I drive like the road is roller derby. My car is dwarfed by almost everything else on the road. If I don’t zip in and out of traffic, if I get stranded at a stop light, it’s as if minutes—precious minutes!—are stolen from me.
In part, that’s driven by self-importance; the particular burden of an only child who moved around, year after year, who experienced social dislocation and the need to prove myself on the regular, and never quite got away from it. In part, that’s driven by knowledge of the finite nature of physical life and meaningful influence.
I have five years, maybe 10, until I’m obsolete. For every one Ron Littlepage who beats the odds, there are five or 10 other lifers who get laid off, who become tragic examples—the besotted, embarrassing old guys in the young folks’ bars.
I check the mirror, the new white hairs, piercing like stalks of sugarcane from eyebrows and ears, perhaps even the nose. The bags under my eyes have spawned new bags, a Magritte framing of exhaustion, of a reminder that the unconscious self has its own sell-by date, and that even the most well-planned Outlook calendar won’t stop us from stroking out in some random place, rendering us beyond late for that 3:45 with a background source.
My dad died before the age of 60: a heart attack, sitting in the living room watching morning TV—the kind of cutesy-poo pabulum that qualified as a morning show, as the sun rose on Mother’s Day. I learned lessons from him; he lived out his years in isolation, with few friends and no confidants. One such lesson was to build and maintain relationships. As his example taught me, without them, we are close to dead.

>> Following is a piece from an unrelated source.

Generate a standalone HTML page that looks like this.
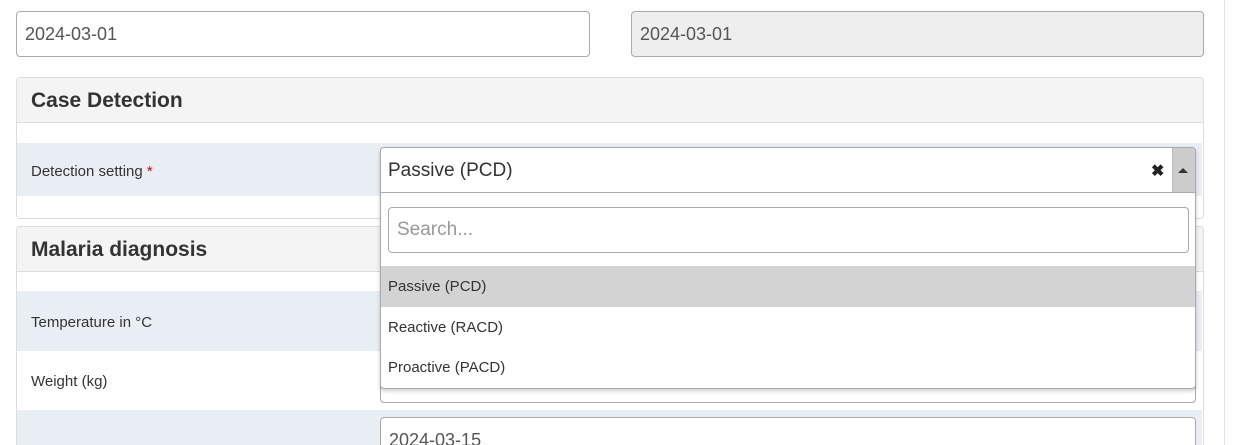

But in that context, that sense of foreboding familiar to Poles and Russians and eight out of 10 existentialists, I know betrayal also. In my position, I’ve been savaged by people who claim to be old friends. It often happens when I’m covering an issue or a candidate and I disagree with their takes.
I have my perspectives and my cognitive biases, and my message to people generally is that if you don’t like what I write/say on the radio or occasionally television, tune out. There is no state media locally. There are a few corporations on the daily beat, and then there’s me: a cross-eyed Polack with an underbite who takes a $200 laptop and breaks as many political stories as I can, day in and day out.
One of those old friends who made a habit of shredding me: Stephen Dare, in his previous position at Metro Jacksonville. During the mayoral race, Dare often questioned my credibility in posts and whatever on the site, even issuing a moratorium on links to my posts. I never registered for the forum but, like most writers, if someone is writing about me, I’m reading it.
I respect others’ opinions, in that I wholly subscribe to their rights to have them, just as I have mine. I’d see Dare around, and the conversations were always cordial, and I expect that if I saw him again, the conversation would still be cordial.
How to reconcile those cordial conversations with the one-sided cyber-antipathy? I don’t know. Dynamics are complex and people have multiple narratives. Which leads me, by way of extended preamble, to whatever’s going on with Metro Jacksonville.
I don’t know the specifics beyond allegations of financial irregularities and competing narratives. But I do know that Dare was removed from the board and his content dumped from the site. And, as word got out through the press that Dare was gone, people resurfaced to say they were glad he was gone and that discussion on the site would now be better.
It’s interesting to watch all this go down. I see a lot of TV, but I usually know when I’ve seen a movie before.
Jacksonville’s a small town, and everyone knows everyone else’s business … that is, if you’re actually part of the local firmament.
And in the end, scandal is just part of the package. Sordid stories about newscasters, scandal about politicians, dirt on scenesters and hipsters and Cowford celebs—they’re interesting, they’re titillating, but they’re not dispositive. People fall, then recover, then resurface as if they were never hit.
Back in the day, the aspiration among the Smart Set was to leave Jacksonville—for a Real City. But the thing is: You never leave Jacksonville. Because Jacksonville never leaves you.